The Russian program “Digital Economy,” which launched in 2017 and included ambitious plans for the development of the Russian IT industry, looks futureless. The government has failed to achieve its own performance indicators, postponing deadlines again and again as it cut the program’s budget a number of times. The federal Information Infrastructure project, part of the Digital Economy program, has reached only one of the ten goals set for the second quarter of 2020. Also, the implementation of the sovereign internet law is far from assured. While all the necessary by-laws have been adopted, technical implementation lags far behind schedule.
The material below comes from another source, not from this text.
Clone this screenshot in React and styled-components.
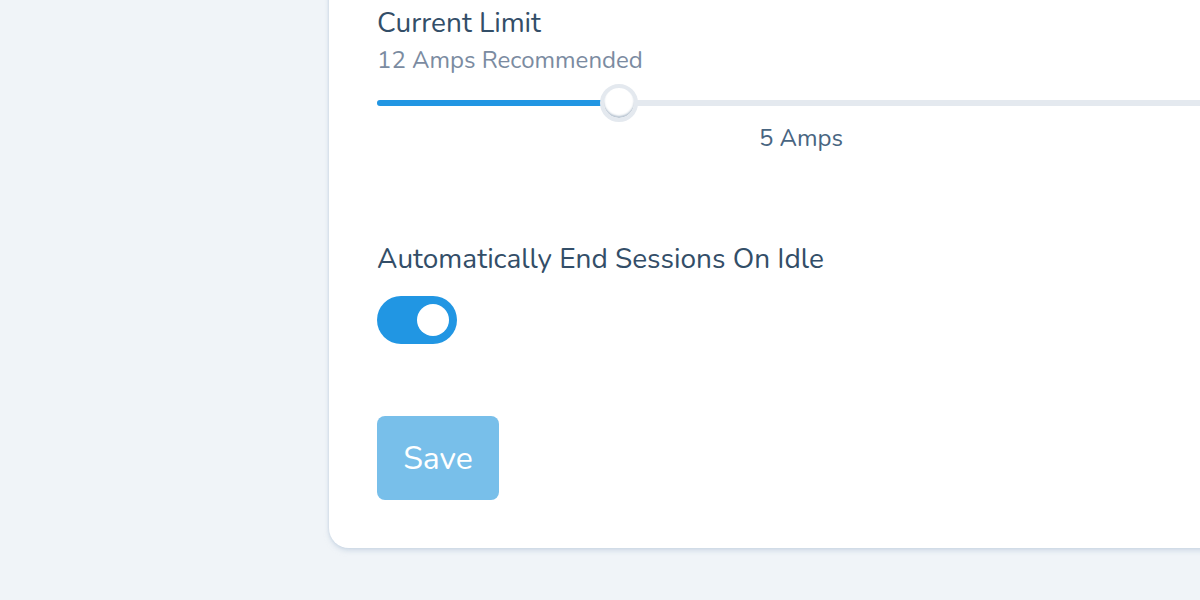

Instead of building a sovereign internet and becoming independent of other countries, Russia is more likely to fall into technological dependence on one or the other tech leader. It is unclear how Russia could catch up with the United States or China in building a fully independent and alternative model for its fundamental infrastructure and software needs. In light of Russia’s enduring tensions with the West, a drift toward the Chinese tech sphere seems more likely. Last month, after the United States announced sanctions against Huawei, the company extended its investments in research and development in Russia. The Chinese company has partnered with a number of Russian companies to build a 5G network. Just recently, the Russian authorities announced they would allow Huawei access to the government procurement system in exchange for technology transfer.